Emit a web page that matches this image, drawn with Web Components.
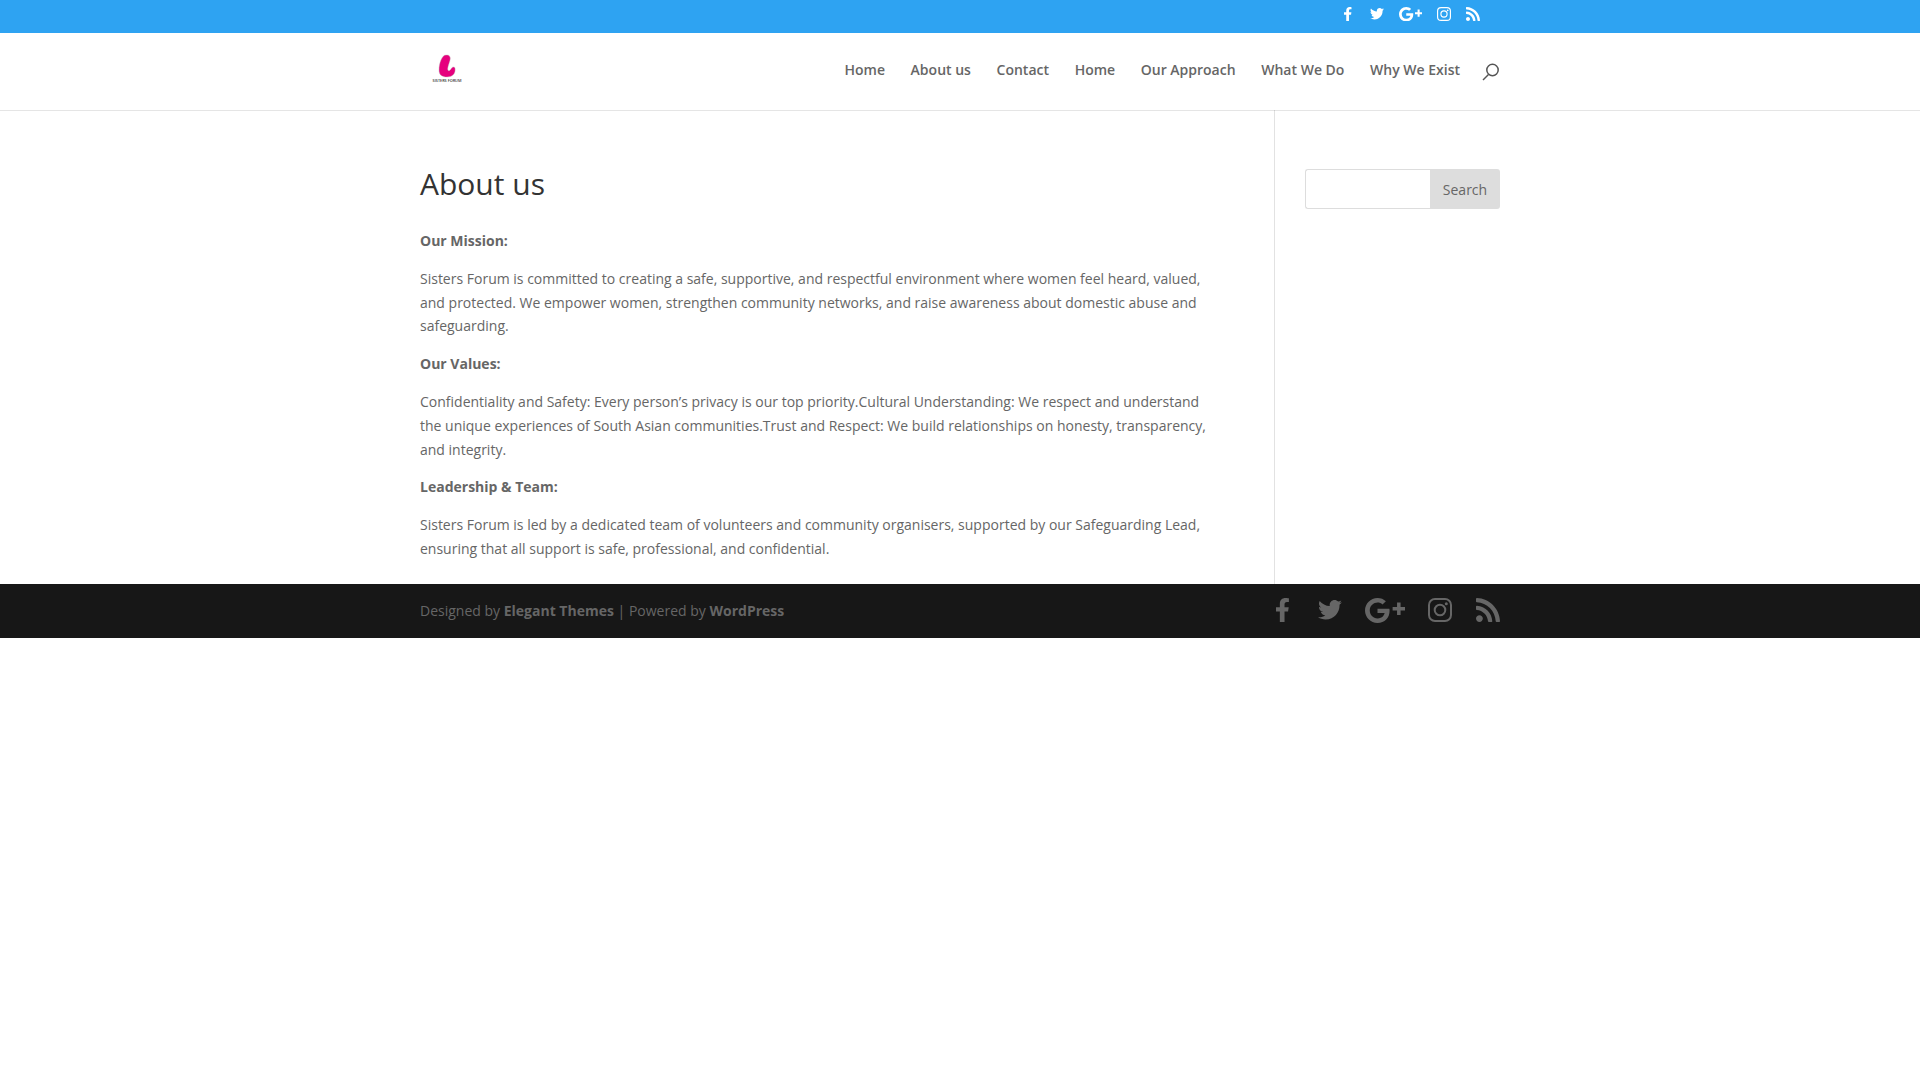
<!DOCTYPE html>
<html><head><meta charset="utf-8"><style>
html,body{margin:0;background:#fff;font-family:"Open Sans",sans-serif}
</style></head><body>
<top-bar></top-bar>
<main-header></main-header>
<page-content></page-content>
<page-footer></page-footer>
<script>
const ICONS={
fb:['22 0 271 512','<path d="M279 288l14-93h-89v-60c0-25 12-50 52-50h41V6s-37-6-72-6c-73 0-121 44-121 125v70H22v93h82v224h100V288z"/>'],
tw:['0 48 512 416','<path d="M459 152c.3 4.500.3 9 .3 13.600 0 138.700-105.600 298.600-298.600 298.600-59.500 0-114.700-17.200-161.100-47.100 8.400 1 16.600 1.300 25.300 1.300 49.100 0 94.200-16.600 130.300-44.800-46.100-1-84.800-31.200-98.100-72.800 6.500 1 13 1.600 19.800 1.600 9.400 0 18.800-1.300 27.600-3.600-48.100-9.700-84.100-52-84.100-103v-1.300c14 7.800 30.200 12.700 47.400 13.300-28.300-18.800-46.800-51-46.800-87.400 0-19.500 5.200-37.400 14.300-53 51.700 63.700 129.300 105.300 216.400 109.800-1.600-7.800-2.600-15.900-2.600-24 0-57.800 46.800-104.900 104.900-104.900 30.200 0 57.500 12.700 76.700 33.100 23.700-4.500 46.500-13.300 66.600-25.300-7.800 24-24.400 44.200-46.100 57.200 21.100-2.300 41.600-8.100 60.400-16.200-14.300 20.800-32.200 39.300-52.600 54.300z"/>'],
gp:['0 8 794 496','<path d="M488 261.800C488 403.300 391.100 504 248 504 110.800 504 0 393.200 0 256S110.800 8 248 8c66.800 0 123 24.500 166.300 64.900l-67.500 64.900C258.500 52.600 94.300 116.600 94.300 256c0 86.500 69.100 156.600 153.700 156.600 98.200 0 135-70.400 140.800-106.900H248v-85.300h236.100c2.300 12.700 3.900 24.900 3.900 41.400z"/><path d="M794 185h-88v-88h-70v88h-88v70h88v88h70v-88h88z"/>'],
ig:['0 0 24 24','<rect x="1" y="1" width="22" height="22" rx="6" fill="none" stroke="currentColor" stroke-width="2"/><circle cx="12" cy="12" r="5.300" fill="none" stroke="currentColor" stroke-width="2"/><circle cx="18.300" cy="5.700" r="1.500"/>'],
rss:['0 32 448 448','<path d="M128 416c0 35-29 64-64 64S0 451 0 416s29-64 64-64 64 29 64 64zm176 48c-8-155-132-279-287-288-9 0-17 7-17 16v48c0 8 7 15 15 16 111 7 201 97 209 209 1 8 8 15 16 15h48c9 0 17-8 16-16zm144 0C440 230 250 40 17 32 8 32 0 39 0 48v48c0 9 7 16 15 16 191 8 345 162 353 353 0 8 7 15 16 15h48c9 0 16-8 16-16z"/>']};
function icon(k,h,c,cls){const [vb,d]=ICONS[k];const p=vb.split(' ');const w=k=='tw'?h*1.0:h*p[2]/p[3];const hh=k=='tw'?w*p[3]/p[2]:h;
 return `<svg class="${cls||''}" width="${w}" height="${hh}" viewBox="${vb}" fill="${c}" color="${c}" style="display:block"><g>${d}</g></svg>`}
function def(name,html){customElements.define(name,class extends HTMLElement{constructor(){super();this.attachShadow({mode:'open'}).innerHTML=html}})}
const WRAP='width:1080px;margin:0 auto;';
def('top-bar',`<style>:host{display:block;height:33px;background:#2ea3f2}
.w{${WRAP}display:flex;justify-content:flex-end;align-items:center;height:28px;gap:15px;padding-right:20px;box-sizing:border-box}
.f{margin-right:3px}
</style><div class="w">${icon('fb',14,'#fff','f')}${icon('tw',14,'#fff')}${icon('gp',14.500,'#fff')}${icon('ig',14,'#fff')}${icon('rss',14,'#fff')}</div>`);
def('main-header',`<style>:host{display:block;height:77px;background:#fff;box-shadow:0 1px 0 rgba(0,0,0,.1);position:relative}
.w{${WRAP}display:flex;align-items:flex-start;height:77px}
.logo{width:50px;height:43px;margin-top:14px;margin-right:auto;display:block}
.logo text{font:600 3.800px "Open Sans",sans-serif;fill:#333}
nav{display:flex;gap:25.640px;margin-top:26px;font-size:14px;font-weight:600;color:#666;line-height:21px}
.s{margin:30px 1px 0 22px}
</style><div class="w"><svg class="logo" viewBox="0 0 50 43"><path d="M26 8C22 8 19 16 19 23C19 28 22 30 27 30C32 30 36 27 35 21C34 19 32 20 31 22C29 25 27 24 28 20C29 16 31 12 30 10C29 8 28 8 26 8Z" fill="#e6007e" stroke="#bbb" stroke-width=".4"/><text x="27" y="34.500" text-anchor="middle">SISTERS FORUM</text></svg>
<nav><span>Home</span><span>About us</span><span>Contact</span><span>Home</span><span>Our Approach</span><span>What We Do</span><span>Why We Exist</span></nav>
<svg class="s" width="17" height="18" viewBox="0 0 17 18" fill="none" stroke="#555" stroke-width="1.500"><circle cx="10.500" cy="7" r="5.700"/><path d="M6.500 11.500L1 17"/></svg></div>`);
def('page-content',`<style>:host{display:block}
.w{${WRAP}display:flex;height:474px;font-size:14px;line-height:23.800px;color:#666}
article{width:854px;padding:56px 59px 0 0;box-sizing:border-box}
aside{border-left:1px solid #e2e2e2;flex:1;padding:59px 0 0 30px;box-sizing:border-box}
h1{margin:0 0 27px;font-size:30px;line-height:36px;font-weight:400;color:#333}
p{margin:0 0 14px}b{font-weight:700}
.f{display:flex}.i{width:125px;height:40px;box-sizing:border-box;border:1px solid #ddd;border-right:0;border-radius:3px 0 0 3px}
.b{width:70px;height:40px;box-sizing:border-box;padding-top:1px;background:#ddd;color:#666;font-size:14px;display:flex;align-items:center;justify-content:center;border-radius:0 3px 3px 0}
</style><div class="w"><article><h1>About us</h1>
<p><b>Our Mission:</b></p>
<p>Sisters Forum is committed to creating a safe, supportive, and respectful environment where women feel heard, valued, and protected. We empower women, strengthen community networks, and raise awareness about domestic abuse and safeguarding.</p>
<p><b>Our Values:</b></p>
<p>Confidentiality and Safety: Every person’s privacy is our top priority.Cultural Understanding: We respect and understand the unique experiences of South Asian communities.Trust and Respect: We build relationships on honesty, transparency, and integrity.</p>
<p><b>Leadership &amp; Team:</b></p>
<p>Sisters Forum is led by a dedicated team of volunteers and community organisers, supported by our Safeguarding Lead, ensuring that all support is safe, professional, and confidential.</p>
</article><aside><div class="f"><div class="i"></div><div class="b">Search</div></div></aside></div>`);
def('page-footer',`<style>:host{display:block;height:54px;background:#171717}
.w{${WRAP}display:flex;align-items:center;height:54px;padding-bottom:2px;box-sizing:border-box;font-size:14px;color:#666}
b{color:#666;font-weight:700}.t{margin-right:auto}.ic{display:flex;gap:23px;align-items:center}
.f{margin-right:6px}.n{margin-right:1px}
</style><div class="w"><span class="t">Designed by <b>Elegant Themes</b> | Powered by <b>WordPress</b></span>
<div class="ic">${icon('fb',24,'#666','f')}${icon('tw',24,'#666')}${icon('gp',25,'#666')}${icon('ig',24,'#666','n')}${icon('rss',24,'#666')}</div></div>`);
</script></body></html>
━━━
**Short task**
Where a line above contains the word "page", copy that line.

**Reply**
Emit a web page that matches this image, drawn with Web Components.
<page-content></page-content>
<page-footer></page-footer>
def('page-content',`<style>:host{display:block}
def('page-footer',`<style>:host{display:block;height:54px;background:#171717}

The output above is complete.